Tue Mar 11 22:27:57 UTC 2014

Hi Jo,

Thanks for the interest and good questions!

I'm using channels as features here, and I use only two. You might see 
in the mailing-list history that Cz and Pz show a nice CNV effect. But 
in Cz it is mainly initial CNV and in Pz it is mainly terminal CNV. I 
would expect that a classifier would be more sensitive to Cz at the 
start, and then shift to Pz later on. All this is not revolutionary in a 
scientific sense, so I thought it would be a nice toy-problem for me to 
try and learn MVPA. I apply the z-scoring to Cz and Pz signals before 
averaging the trials.

I have to add that I divide the interval into sub-intervals. Within 
those, I average the signal of each electrode, so that the features have 
a single value. This makes it easier to run the classifier for me, but 
should also remove lots of noise.

There might be an interaction with time, but that should be present in 
any data, especially the case where there is no grouping of trials (or 
grouping them in sets of size=1, if you will). That's why I think 
averaging trials this way is most similar to having trial-based data.

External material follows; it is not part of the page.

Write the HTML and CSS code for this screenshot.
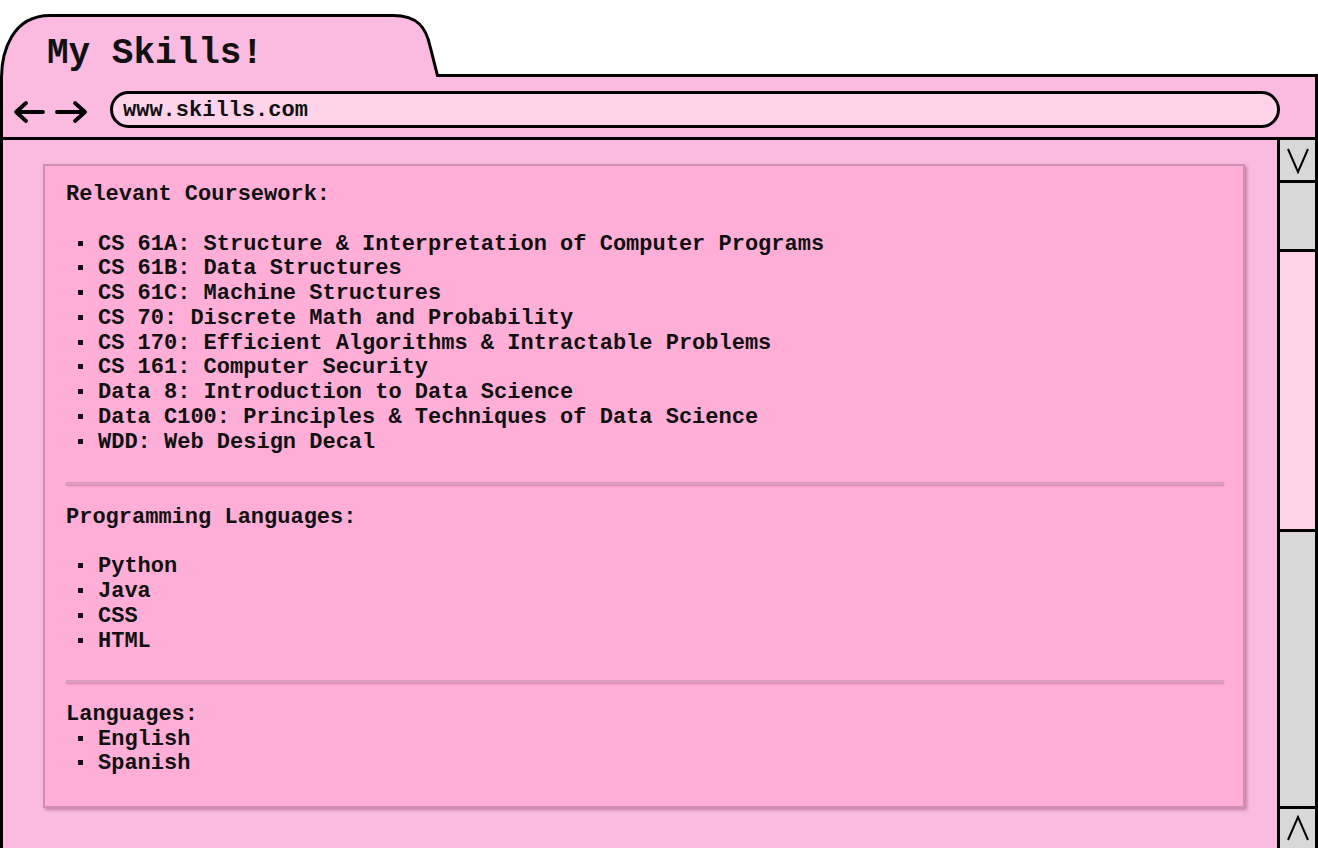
FILE: index.html
```html
<!DOCTYPE html>
<html lang="en">
<head>
<meta charset="utf-8">
<title>My Skills!</title>
<link rel="stylesheet" href="styles.css">
</head>
<body>
<div class="frame">
  <header class="tabrow">
    <div class="tab">
      <svg class="tab-shape" width="442" height="63" viewBox="0 0 442 63" aria-hidden="true">
        <path d="M1.5 64 C1.5 38 12 1.5 50 1.5 L393 1.5 C418 1.5 426 14 430 32 L437.5 61.5 L442 61.5 L442 64 Z" fill="#fbbbe0" stroke="none"/>
        <path d="M1.5 64 C1.5 38 12 1.5 50 1.5 L393 1.5 C418 1.5 426 14 430 32 L437.5 61.5 L442 61.5" fill="none" stroke="#000" stroke-width="3"/>
      </svg>
      <h1 class="title">My Skills!</h1>
    </div>
    <div class="tab-fill"></div>
  </header>
  <div class="window">
    <nav class="navbar">
      <div class="arrows">
        <svg width="80" height="24" viewBox="0 0 80 24" aria-hidden="true">
          <g fill="none" stroke="#000" stroke-width="3.8" stroke-linecap="round" stroke-linejoin="round">
            <path d="M3 12 H30 M13 3 L3 12 L13 21"/>
            <path d="M44 12 H72 M62 3 L72 12 L62 21"/>
          </g>
        </svg>
      </div>
      <div class="url">www.skills.com</div>
    </nav>
    <div class="viewport">
      <main class="page">
        <section class="card">
          <h2 class="sec-title">Relevant Coursework:</h2>
          <ul class="list gap">
            <li>CS 61A: Structure &amp; Interpretation of Computer Programs</li>
            <li>CS 61B: Data Structures</li>
            <li>CS 61C: Machine Structures</li>
            <li>CS 70: Discrete Math and Probability</li>
            <li>CS 170: Efficient Algorithms &amp; Intractable Problems</li>
            <li>CS 161: Computer Security</li>
            <li>Data 8: Introduction to Data Science</li>
            <li>Data C100: Principles &amp; Techniques of Data Science</li>
            <li>WDD: Web Design Decal</li>
          </ul>
          <hr class="rule">
          <h2 class="sec-title">Programming Languages:</h2>
          <ul class="list gap">
            <li>Python</li>
            <li>Java</li>
            <li>CSS</li>
            <li>HTML</li>
          </ul>
          <hr class="rule rule-2">
          <h2 class="sec-title">Languages:</h2>
          <ul class="list">
            <li>English</li>
            <li>Spanish</li>
          </ul>
        </section>
      </main>
      <div class="scrollbar">
        <div class="sb-btn sb-up">
          <svg width="26" height="28" viewBox="0 0 26 28" aria-hidden="true"><path d="M3 3 L13 26 L23 3" fill="none" stroke="#000" stroke-width="2"/></svg>
        </div>
        <div class="sb-track sb-track-top"></div>
        <div class="sb-thumb"></div>
        <div class="sb-track sb-track-bottom"></div>
        <div class="sb-btn sb-down">
          <svg width="26" height="28" viewBox="0 0 26 28" aria-hidden="true"><path d="M3 25 L13 2 L23 25" fill="none" stroke="#000" stroke-width="2"/></svg>
        </div>
      </div>
    </div>
  </div>
</div>
</body>
</html>
```

FILE: styles.css
```css
* { box-sizing: border-box; }

html, body {
  margin: 0;
  padding: 0;
  background: #ffffff;
}

body {
  width: 1318px;
  height: 848px;
  overflow: hidden;
  font-family: "Liberation Mono", "Courier New", monospace;
  font-weight: bold;
  color: #111;
}

.frame {
  display: flex;
  flex-direction: column;
  height: 848px;
  padding-top: 14px;
}

.tabrow {
  display: flex;
  align-items: flex-end;
  height: 63px;
  flex: none;
}

.tab {
  position: relative;
  width: 442px;
  height: 63px;
  flex: none;
}

.tab-shape {
  position: absolute;
  left: 0;
  top: 0;
}

.title {
  position: relative;
  margin: 0;
  padding: 19px 0 0 47px;
  font-size: 36px;
  line-height: 41px;
  font-weight: bold;
}

.tab-fill {
  flex: 1;
  height: 63px;
  border-bottom: 3px solid #000;
}

.window {
  flex: 1;
  display: flex;
  flex-direction: column;
  border-left: 3px solid #000;
  border-right: 3px solid #000;
  background: #fbbbe0;
  min-height: 0;
}

.navbar {
  display: flex;
  align-items: flex-start;
  height: 63px;
  flex: none;
  border-bottom: 3px solid #000;
  padding: 14px 0 0 0;
}

.arrows {
  width: 107px;
  padding: 9px 0 0 10px;
  flex: none;
}

.arrows svg { display: block; }

.url {
  width: 1170px;
  height: 37px;
  border: 3px solid #000;
  border-radius: 19px;
  background: #ffd4ea;
  font-size: 22px;
  line-height: 25px;
  padding: 4px 0 0 10px;
}

.viewport {
  flex: 1;
  display: flex;
  min-height: 0;
}

.page {
  flex: 1;
  padding: 24px 32px 0 40px;
}

.card {
  width: 1202px;
  border: 2px solid #d08fb1;
  box-shadow: 2px 2px 3px rgba(150, 70, 110, 0.5);
  background: #ffafd7;
  padding: 17px 19px 29px 21px;
  font-size: 22px;
  line-height: 24.75px;
}

.sec-title {
  margin: 0;
  font-size: 22px;
  line-height: 24.75px;
  font-weight: bold;
}

.list {
  list-style: none;
  margin: 0;
  padding: 0 0 0 32px;
}

.list.gap { margin-top: 24.75px; }

.list li {
  position: relative;
}

.list li::before {
  content: "";
  position: absolute;
  left: -20px;
  top: 8px;
  width: 5px;
  height: 5px;
  background: #111;
}

.rule {
  border: none;
  height: 3px;
  margin: 27px 0 20.5px 0;
  background: #db9dbf;
  box-shadow: 0 1px 2px rgba(150, 70, 110, 0.45);
}

.rule-2 {
  margin: 26px 0 19.5px 0;
}

.scrollbar {
  width: 38px;
  flex: none;
  display: flex;
  flex-direction: column;
  border-left: 3px solid #000;
  background: #d8d8d8;
}

.sb-btn {
  height: 42px;
  flex: none;
  display: flex;
  justify-content: center;
  align-items: center;
  background: #d8d8d8;
}

.sb-up {
  border-bottom: 3px solid #000;
  height: 43px;
}

.sb-down {
  border-top: 3px solid #000;
}

.sb-track-top {
  height: 66px;
  flex: none;
}

.sb-thumb {
  height: 283px;
  flex: none;
  background: #ffd4ea;
  border-top: 3px solid #000;
  border-bottom: 3px solid #000;
}

.sb-track-bottom {
  flex: 1;
}
```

Yes, there are blocks, imposing breaks. I tried to talk to the 
participant in every break, to remind them of a change in the 
instructions and to force them to take their mind of the task for a bit, 
as well as to offer an actual break, which they were free to take, but 
usually didn't. The trials were mixed up more or less randomly, so that 
I think that within each block of 120 trials there should be around 15 
trials in each of the 8 conditions. Given the rate of rejected trials 
that would result in a sets of trials for averaging of probably at least 
10 up to 15, which is still higher than what seems to be optimal. I will 
give it a shot though.

I do a cross-validated N-fold partitioner using linear SVM (and I've 
tried PLR and KNN as well). Linear SVM seems to be pretty standard and 
works better than KNN for some reason, so it seems like a safe choice. 
But I have no experience with MVPA, so I might be totally wrong there.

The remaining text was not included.